Poster
in
Workshop: NeurIPS 2023 Workshop: Machine Learning and the Physical Sciences
Learning Dark Matter Representation from Strong Lensing Images through Self-Supervision
Yashwardhan Deshmukh · Kartik Sachdev · Michael Toomey · Sergei Gleyzer
Gravitational lensing is one of the most important probes of dark matter and has recently seen a surge in applications of machine learning techniques. This is typically studied in the context of supervised learning, but given the upcoming influx of gravitational lensing data from Euclid and LSST, manual labeling for deep learning tasks has become an unsustainable approach. To address this challenge, self-supervised learning (SSL) emerges as a scalable solution. By leveraging unlabeled strong lensing data to learn feature representations, self-supervised models have the potential to enhance our understanding of dark matter via the effect of its substructure in strong lensing images.

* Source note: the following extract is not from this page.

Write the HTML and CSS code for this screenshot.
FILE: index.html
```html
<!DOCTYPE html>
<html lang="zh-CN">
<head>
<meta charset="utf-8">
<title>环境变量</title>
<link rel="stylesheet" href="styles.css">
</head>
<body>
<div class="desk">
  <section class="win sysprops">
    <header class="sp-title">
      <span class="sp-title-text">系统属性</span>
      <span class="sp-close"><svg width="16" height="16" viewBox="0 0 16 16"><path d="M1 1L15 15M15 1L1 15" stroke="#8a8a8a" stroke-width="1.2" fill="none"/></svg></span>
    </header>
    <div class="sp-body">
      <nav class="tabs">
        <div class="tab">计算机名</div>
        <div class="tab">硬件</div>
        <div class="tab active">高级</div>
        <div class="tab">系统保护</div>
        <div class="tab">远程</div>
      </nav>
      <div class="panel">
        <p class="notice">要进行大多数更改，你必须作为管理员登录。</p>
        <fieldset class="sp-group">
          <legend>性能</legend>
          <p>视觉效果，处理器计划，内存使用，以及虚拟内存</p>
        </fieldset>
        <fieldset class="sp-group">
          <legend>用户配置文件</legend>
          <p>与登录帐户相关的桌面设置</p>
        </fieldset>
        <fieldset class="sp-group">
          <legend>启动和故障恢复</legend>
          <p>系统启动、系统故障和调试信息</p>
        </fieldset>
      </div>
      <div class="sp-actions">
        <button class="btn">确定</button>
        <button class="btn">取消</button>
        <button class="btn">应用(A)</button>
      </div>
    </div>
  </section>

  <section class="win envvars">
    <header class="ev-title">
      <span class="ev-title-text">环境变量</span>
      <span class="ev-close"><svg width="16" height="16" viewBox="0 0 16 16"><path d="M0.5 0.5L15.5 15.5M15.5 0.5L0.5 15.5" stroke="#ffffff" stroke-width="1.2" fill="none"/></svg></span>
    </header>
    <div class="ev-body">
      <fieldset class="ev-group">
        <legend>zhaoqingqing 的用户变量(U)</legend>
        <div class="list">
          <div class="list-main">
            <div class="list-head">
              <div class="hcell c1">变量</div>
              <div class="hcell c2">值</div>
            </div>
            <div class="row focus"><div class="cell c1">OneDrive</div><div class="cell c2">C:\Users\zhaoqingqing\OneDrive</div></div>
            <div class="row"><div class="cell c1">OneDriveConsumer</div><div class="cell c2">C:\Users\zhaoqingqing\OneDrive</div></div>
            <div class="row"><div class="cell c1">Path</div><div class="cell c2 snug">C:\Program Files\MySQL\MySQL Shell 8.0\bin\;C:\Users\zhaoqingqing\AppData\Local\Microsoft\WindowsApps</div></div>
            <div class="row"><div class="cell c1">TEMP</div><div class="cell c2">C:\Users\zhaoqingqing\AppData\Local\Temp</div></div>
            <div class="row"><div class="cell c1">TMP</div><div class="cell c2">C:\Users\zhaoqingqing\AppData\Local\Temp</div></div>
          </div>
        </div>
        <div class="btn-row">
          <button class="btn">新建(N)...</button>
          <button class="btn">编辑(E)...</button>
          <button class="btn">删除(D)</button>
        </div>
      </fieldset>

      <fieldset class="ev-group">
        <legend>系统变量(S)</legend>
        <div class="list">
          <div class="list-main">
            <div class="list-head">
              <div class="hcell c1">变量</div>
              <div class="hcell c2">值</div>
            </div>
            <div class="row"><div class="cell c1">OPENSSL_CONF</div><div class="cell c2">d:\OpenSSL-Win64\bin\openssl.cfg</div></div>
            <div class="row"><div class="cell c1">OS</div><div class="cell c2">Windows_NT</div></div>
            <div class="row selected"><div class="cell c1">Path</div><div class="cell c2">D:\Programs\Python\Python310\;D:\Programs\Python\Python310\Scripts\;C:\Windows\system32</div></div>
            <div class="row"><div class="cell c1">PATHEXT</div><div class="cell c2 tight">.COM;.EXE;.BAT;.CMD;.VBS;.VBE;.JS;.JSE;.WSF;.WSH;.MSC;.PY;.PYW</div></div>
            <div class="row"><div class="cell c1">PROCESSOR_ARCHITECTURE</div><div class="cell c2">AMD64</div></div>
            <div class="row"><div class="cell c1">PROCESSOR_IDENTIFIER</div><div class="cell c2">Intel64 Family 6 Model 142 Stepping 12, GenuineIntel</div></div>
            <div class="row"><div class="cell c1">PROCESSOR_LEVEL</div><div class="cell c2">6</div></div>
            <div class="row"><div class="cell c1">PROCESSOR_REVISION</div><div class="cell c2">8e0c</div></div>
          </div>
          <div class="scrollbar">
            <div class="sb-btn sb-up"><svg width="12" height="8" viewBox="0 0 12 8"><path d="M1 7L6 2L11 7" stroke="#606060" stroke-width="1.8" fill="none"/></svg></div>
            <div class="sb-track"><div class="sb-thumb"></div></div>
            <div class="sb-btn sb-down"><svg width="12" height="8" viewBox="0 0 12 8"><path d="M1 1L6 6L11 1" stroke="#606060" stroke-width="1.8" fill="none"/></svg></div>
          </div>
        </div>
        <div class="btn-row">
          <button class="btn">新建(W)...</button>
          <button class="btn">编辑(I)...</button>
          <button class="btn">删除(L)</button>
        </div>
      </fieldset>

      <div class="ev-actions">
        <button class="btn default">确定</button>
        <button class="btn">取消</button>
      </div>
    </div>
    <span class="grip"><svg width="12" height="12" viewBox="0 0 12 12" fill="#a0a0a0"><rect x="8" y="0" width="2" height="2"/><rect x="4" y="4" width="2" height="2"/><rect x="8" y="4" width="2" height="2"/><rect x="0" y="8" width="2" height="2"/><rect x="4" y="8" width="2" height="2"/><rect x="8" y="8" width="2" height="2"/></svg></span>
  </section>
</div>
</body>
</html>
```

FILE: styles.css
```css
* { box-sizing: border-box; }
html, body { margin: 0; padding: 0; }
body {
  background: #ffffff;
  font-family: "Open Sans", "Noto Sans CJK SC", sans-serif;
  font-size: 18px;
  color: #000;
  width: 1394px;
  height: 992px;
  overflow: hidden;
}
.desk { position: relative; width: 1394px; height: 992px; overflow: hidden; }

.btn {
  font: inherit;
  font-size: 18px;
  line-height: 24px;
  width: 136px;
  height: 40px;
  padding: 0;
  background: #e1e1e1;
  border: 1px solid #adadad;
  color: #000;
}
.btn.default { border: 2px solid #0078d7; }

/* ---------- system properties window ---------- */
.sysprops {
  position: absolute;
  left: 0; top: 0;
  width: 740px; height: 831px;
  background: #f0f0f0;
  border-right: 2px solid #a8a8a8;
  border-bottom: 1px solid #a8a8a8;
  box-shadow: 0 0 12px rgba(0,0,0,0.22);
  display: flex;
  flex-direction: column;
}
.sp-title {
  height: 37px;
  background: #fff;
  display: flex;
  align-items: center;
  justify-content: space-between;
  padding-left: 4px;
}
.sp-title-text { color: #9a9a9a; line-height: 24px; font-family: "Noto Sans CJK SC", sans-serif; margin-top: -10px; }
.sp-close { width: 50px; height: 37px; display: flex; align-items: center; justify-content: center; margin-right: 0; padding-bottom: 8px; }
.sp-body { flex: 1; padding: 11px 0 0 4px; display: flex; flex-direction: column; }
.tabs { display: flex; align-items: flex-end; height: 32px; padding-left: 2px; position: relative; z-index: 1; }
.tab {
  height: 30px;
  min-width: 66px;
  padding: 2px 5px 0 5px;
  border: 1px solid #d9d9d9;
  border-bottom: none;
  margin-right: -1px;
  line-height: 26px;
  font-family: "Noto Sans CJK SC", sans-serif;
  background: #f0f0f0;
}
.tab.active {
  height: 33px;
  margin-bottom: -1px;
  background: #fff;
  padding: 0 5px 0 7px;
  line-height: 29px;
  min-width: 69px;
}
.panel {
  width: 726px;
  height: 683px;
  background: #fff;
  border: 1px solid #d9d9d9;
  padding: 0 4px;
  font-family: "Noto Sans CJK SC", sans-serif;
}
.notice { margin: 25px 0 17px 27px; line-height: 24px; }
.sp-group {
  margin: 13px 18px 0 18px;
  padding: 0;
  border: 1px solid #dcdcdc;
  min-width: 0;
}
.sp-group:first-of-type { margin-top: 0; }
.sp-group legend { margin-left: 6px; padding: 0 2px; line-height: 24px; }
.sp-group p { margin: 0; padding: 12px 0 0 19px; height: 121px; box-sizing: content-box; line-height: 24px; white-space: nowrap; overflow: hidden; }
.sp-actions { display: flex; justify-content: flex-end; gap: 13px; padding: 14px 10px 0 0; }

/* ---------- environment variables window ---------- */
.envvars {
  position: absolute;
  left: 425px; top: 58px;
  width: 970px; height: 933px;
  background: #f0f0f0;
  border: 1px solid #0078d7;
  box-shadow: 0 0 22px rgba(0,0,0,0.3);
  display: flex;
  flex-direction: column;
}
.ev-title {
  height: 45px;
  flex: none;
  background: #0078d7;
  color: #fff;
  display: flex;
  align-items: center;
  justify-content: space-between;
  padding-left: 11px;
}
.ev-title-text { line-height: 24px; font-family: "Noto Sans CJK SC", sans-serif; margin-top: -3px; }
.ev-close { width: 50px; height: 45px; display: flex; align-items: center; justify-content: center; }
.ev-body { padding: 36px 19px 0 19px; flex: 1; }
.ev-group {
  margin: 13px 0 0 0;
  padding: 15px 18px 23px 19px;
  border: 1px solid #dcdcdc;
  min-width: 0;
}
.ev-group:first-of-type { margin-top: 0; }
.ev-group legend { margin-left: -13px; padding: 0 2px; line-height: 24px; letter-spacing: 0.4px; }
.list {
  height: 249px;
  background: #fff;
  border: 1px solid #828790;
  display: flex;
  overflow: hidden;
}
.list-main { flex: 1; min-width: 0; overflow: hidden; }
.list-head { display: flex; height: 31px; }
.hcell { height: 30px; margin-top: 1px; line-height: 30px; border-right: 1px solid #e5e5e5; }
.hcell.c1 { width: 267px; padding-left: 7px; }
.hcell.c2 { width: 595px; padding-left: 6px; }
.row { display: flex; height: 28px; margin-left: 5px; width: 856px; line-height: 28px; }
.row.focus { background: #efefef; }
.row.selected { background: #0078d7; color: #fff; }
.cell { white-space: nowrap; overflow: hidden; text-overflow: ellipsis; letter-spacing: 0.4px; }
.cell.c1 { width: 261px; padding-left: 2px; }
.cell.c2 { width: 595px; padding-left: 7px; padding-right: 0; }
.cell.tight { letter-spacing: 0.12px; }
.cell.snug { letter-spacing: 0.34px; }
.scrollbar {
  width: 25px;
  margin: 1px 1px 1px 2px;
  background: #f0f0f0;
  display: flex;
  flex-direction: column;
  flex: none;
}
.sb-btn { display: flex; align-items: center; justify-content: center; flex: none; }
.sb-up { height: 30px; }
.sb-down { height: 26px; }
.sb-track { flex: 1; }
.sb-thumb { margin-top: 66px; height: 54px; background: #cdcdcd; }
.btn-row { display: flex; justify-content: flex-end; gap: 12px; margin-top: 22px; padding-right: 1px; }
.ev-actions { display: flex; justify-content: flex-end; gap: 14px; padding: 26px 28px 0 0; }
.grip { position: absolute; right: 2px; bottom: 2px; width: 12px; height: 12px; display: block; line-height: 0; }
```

This work implements contrastive learning, Bootstrap Your Own Latent (BYOL), Simple Siamese (SimSiam), and self-distillation with no labels (DINO) using ResNet50 and Vision Transformer (ViT) networks, to acquire unsupervised embeddings for strong lensing images simulated for different dark matter models: ultra-light axions, cold dark matter, and halos without substructure. The learned representations of the encoder are fine-tuned using supervision and applied to classification and regression tasks which are also benchmarked against a fully supervised, ResNet50 baseline. Our results show that the self-supervised methods can consistently outperform their supervised counterparts.